Local LGBT activist, Attorney Ghenete Wright Muir, coordinated the event after she was contacted by Angeline Jackson, executive director of QCJ. Wright Muir had heard Jackson’s story of “corrective rape” and admired her courage for taking a stand and creating an organization to defend the rights of Jamaica’s LGBT women. When President Obama visited Jamaica recently, he took the time out to highlight Jackson’s bravery. He said, “As a woman and as a lesbian, justice and society weren’t always on her side…but instead of remaining silent she chose to speak out and started her own organization to advocate for women like her, get them treatment and get them justice and push back against stereotypes and give them some sense of their own power. And she became a global activist.”
Wright Muir, who decided to be openly gay only a few years ago, said, “I myself faced many challenges as a lesbian of Jamaican descent. Once I became comfortable living openly gay, I was inspired to help others like myself and create more spaces for the LGBT community here in South Florida. I created “Thou Art Woman” to celebrate LGBT women and people have really embraced it. When Angeline contacted me to coordinate the film screening I was happy to create yet another space for the community and for the opportunity to help the LGBT community in Jamaica. Although much of the film was painful to watch, it was important for us to see how hate and homophobia really hurts so many and to learn how we can work on changing that mindset.”
Many who saw the film knew of Jamaica’s reputation as a homophobic nation, but had never had to see the scars or hear the stories of those affected. The film brought this to light in a very bold and undiluted way, which according to Kathy DeSouza, social media coordinator, “forced myself and many others to open our eyes and see the horror that the LGBT community in Jamaica goes through on sometimes a daily basis.”
DeSouza now lives in the US where, she points out, many LGBT persons are “free to get married, have children and be themselves without fear … I pray that with more awareness and support for the LGBT community in Jamaica, maybe one day, our Motto “Out of Many One People” will truly mean something. Unfortunately, it has to start with the Government. If laws are not passed to protect ALL citizens, nothing else really matters.”
This sentiment is echoed by Optometrist, Melanie Reese who said, “It is very unfortunate that so many people are still living in a state of constant fear in their own country. I hope this film reaches a larger Jamaican audience, and helps to educate people about the prejudice and injustice their fellow citizens face. Hopefully, one day we will truly have equal rights for all in Jamaica.”
Praising the work of Blake, artist and activist Niki Lopez said, “Though the film targeted the issue of homophobia in Jamaica, Selena Blake did a great job of ensuring every voice and opinion was heard. It’s great to see forward movement and spaces where dialog and growth can occur.”

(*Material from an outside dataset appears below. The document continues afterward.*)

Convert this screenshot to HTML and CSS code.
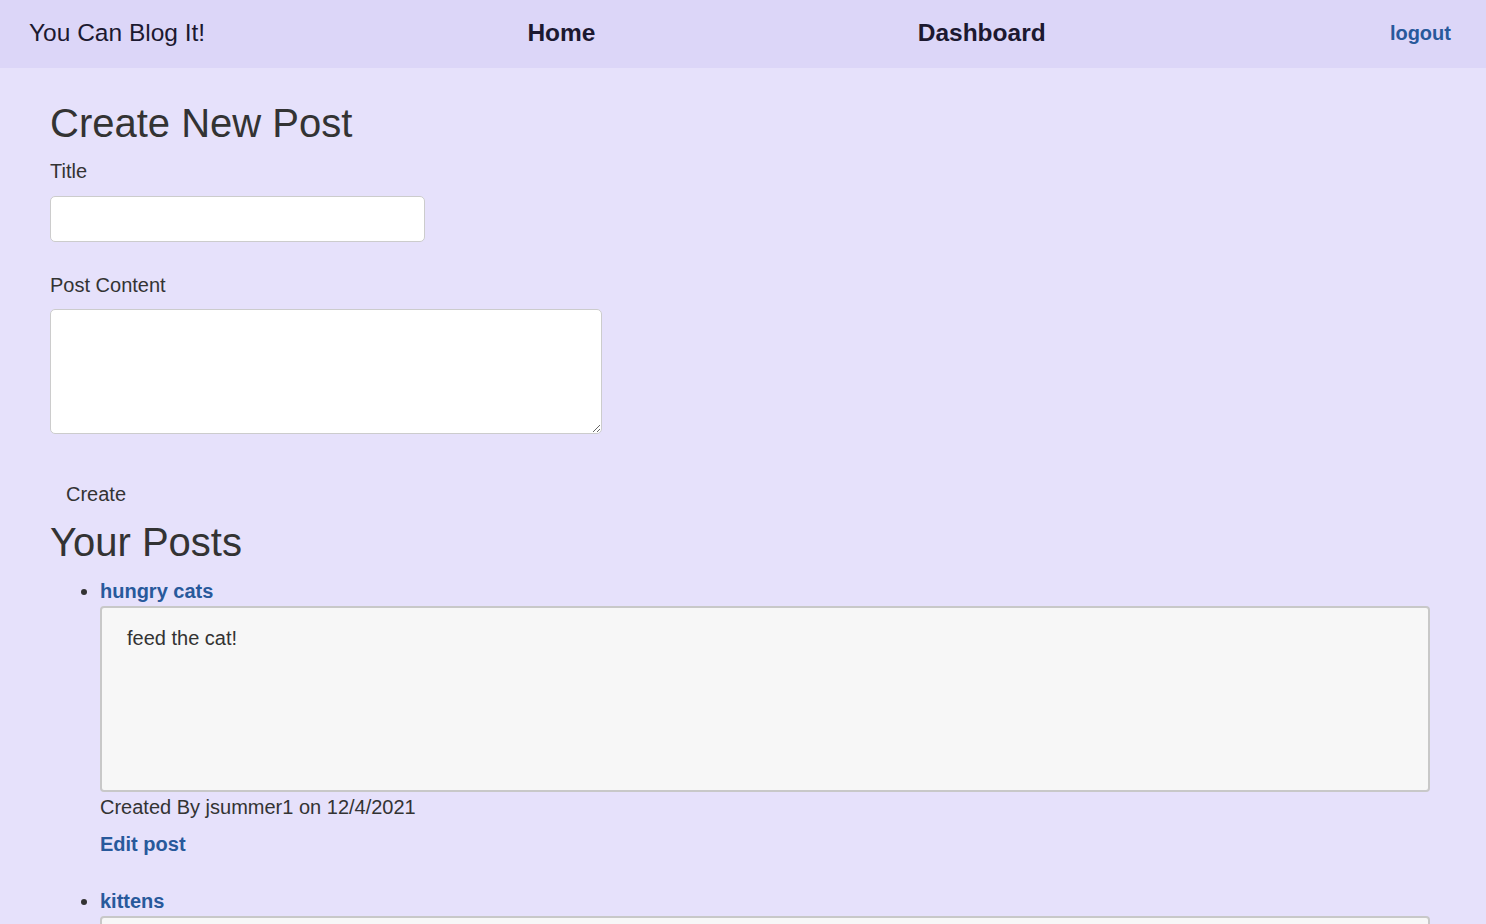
FILE: index.html
```html
<!DOCTYPE html>
<html lang="en">
<head>
<meta charset="utf-8">
<title>You Can Blog It!</title>
<link rel="stylesheet" href="styles.css">
</head>
<body>
<nav class="navbar">
  <a class="brand" href="#">You Can Blog It!</a>
  <a class="nav-link" href="#">Home</a>
  <a class="nav-link" href="#">Dashboard</a>
  <a class="logout" href="#">logout</a>
</nav>
<main class="container">
  <h2 class="page-title">Create New Post</h2>
  <form class="new-post-form">
    <div class="form-group">
      <label class="form-label" for="title">Title</label>
      <input class="title-input" id="title" type="text">
    </div>
    <div class="form-group">
      <label class="form-label" for="content">Post Content</label>
      <textarea class="content-input" id="content"></textarea>
    </div>
    <button class="create-btn" type="button">Create</button>
  </form>
  <h2 class="section-title">Your Posts</h2>
  <ul class="post-list">
    <li class="post-item">
      <a class="post-link" href="#">hungry cats</a>
      <div class="post-body">feed the cat!</div>
      <div class="post-meta">Created By jsummer1 on 12/4/2021</div>
      <a class="edit-link" href="#">Edit post</a>
    </li>
    <li class="post-item">
      <a class="post-link" href="#">kittens</a>
      <div class="post-body">so many kittens!</div>
      <div class="post-meta">Created By jsummer1 on 12/4/2021</div>
      <a class="edit-link" href="#">Edit post</a>
    </li>
  </ul>
</main>
</body>
</html>
```
FILE: styles.css
```css
html, body {
  margin: 0;
  padding: 0;
}

body {
  background: #e6e1fb;
  color: #333333;
  font-family: "Liberation Sans", Arial, sans-serif;
  font-size: 20px;
  line-height: 1.43;
}

a {
  text-decoration: none;
}

.navbar {
  display: flex;
  align-items: center;
  justify-content: space-between;
  height: 68px;
  box-sizing: border-box;
  padding: 0 35px 2px 29px;
  background: #dcd6f8;
}

.brand {
  color: #1c1930;
  font-size: 24.5px;
  line-height: 1.15;
}

.nav-link {
  color: #1c1930;
  font-size: 24.5px;
  font-weight: bold;
  line-height: 1.15;
}

.logout {
  margin-left: 22px;
  color: #28599b;
  font-size: 20px;
  font-weight: bold;
  line-height: 1.15;
}

.container {
  padding: 0 56px 0 50px;
}

.page-title,
.section-title {
  font-size: 40px;
  font-weight: normal;
  line-height: 44px;
  color: #333333;
}

.page-title {
  margin: 33px 0 12px;
}

.section-title {
  margin: 0 0 13px;
}

.new-post-form {
  margin: 0;
}

.form-group {
  margin-bottom: 29px;
}

.form-label {
  display: block;
  margin-bottom: 10px;
}

.title-input {
  display: block;
  width: 375px;
  height: 46px;
  box-sizing: border-box;
  margin: 0;
  border: 1px solid #cccccc;
  border-radius: 5px;
  background: #ffffff;
  font: inherit;
  padding: 6px 12px;
}

.content-input {
  display: block;
  width: 552px;
  height: 125px;
  box-sizing: border-box;
  margin: 0;
  border: 1px solid #cccccc;
  border-radius: 5px;
  background: #ffffff;
  font: inherit;
  padding: 6px 12px;
}

.create-btn {
  display: block;
  margin: 0;
  padding: 17px 16px 11px;
  border: none;
  background: transparent;
  color: #333333;
  font: inherit;
  line-height: 1.43;
}

.post-list {
  margin: 0;
  padding-left: 50px;
}

.post-item {
  margin-bottom: 28px;
}

.post-link {
  display: block;
  color: #28599b;
  font-weight: bold;
}

.post-body {
  margin-top: 1px;
  height: 186px;
  box-sizing: border-box;
  padding: 16px 25px;
  border: 2px solid #c8c8c8;
  border-radius: 4px;
  background: #f7f7f7;
}

.post-meta {
  margin-top: 1px;
}

.edit-link {
  display: block;
  margin-top: 8px;
  color: #28599b;
  font-weight: bold;
}
```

Wright Muir, hailing the screening a success, said while she was pleased about the turnout, she was excited that this group was “truly engaged and extremely concerned about the people who are suffering in Jamaica and how that can change. I am also pleased to see that local businesses are willing to support by way of sponsorship so that I and the wonderful team of friends that work with me are able to bring events like these to South Florida.”
The Taboo Yardies Film Screening was presented by Very G TV, Thou Art Woman and the Broward College GSA and co-sponsored by Nadine’s Catering & Baskets, Niki Lopez Creative, David iPhoto, PNC, the Law Offices of Megan D. Widmeyer, Reese Vision Care and The Credit Group.